Kenneth Elmore (Wheelock’87), associate provost and dean of students, recalls meeting Ocasio-Cortez—“I knew her as Sandy”—when another student brought her to one of his weekly Coffee & Conversation forums. She was studying international relations at what is now the Frederick S. Pardee School of Global Studies.
“Sandy’s friend introduced her as ‘the smartest person I know,’” Elmore says. “Through frequent conversations with her, it didn’t take long for me to agree.”
“Sandy is brilliant—she is boldly curious and always present,” he adds. “She makes me think and could always see multiple sides of any issue. Sandy is also heart and real soul. It is wonderful to see Sandy emerge as a leader—I can’t wait to see what happens when her time truly comes.”
The friend who introduced them, Mina Vahedi (Wheelock’11,’14), says she mentioned Ocasio-Cortez’s campaign to her political junkie cousin in summer 2017, who replied, “She has no chance at all.”
But Vahedi, who lived on Ocasio-Cortez’s dorm floor freshman year (“Warren Towers, 16B”), was not surprised by the political upset. “She just has this energy that’s so motivated and ready just to work and make things happen.” She recalls the pair walking through the George Sherman Union with Ocasio-Cortez and joking with her about “when you’re president one day.”

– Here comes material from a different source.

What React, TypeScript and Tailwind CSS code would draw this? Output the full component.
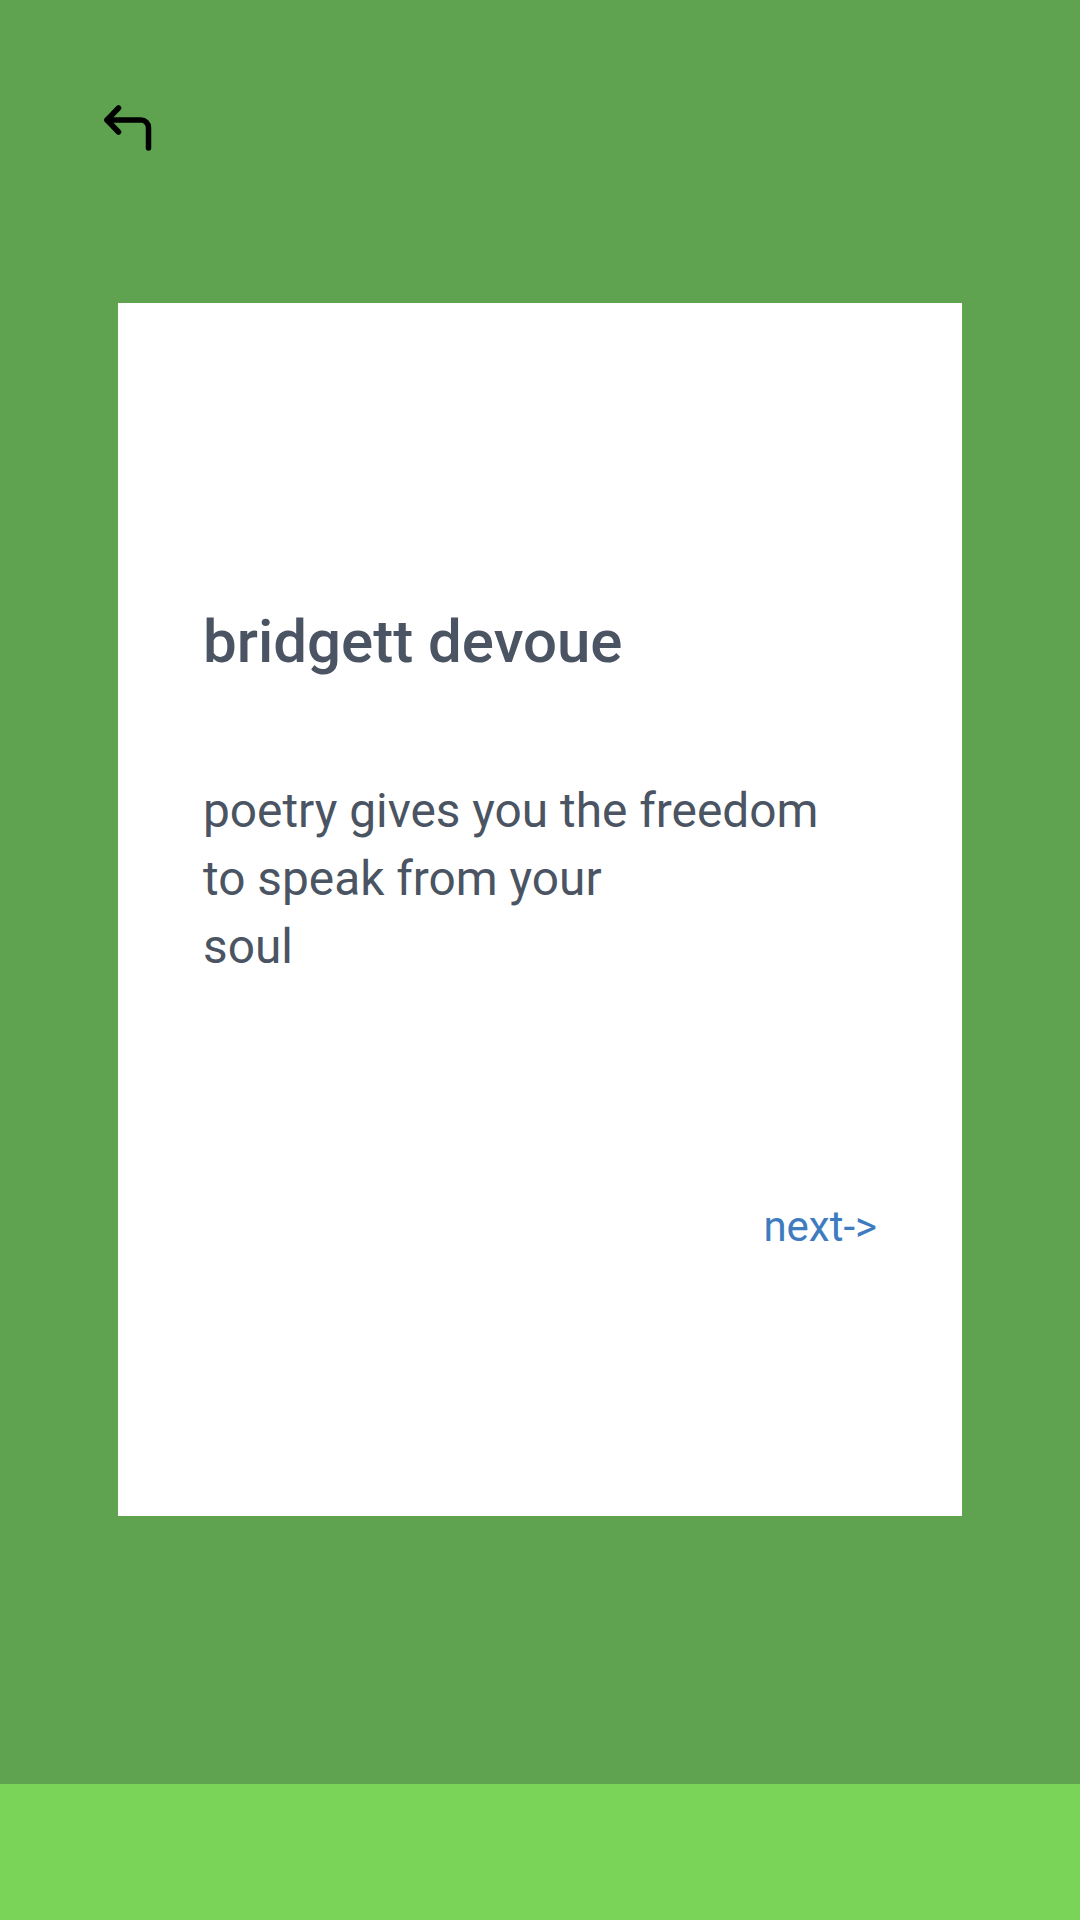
const BackIcon = () => (
    <svg width="56" height="56" viewBox="0 0 56 56" fill="none" stroke="#000000" strokeWidth="5.5" strokeLinecap="round" strokeLinejoin="round">
        <path d="M18.5 8 7 20l11.5 12" />
        <path d="M7 20h34a7.5 7.5 0 0 1 7.5 7.5V48" />
    </svg>
);

const App = () => {
    return (
        <div className="flex h-[1920px] w-[1080px] flex-col bg-[#5fa350]" style={{ fontFamily: 'Roboto, "Noto Sans", sans-serif' }}>
            <div className="flex-1">
                {/* Header */}
                <div className="h-[303px] pl-[100px] pt-[100px]">
                    <button className="block">
                        <BackIcon />
                    </button>
                </div>

                {/* Card */}
                <div className="mx-[118px] flex h-[1213px] flex-col bg-white px-[85px] pt-[303px]">
                    <h1 className="text-[60px] font-medium leading-[72px] text-[#4a5462]">bridgett devoue</h1>
                    <p className="mt-[99px] text-[47.8px] leading-[68px] text-[#4a5462]">
                        poetry gives you the freedom
                        <br />
                        to speak from your
                        <br />
                        soul
                    </p>
                    <div className="mt-[221px] flex justify-end">
                        <a className="text-[42px] leading-[50px] text-[#3f7bbf]">next-&gt;</a>
                    </div>
                </div>
            </div>

            {/* Bottom bar */}
            <div className="h-[136px] bg-[#79d457]"></div>
        </div>
    );
};

export default App;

“She didn’t make it seem like it was totally out of the question,” says Vahedi, who burst into tears of happiness when a Buzzfeed news alert crossed her phone election night while she attended a concert, announcing her friend’s victory.
Raul Fernandez (COM’00, Wheelock’16), a lecturer at the Boston University Wheelock College of Education & Human Development, says that “while the political world is in shock, those of us who know Sandy best are beaming with pride, but unsurprised.” Her student years, he says, revealed a “rare combination of heart, smarts, and the ability to use her voice to bring people together,” along with a rare trait: “She listens—I mean, actually listens—when you speak.”
For example, she held back during Elmore’s weekly forums to hear others speak before sharing her views, Fernandez remembers.
The ultimate tribute may have come from her vanquished opponent. Knowing he was beaten, Crowley, a guitarist, strummed “Born to Run” and dedicated it to her.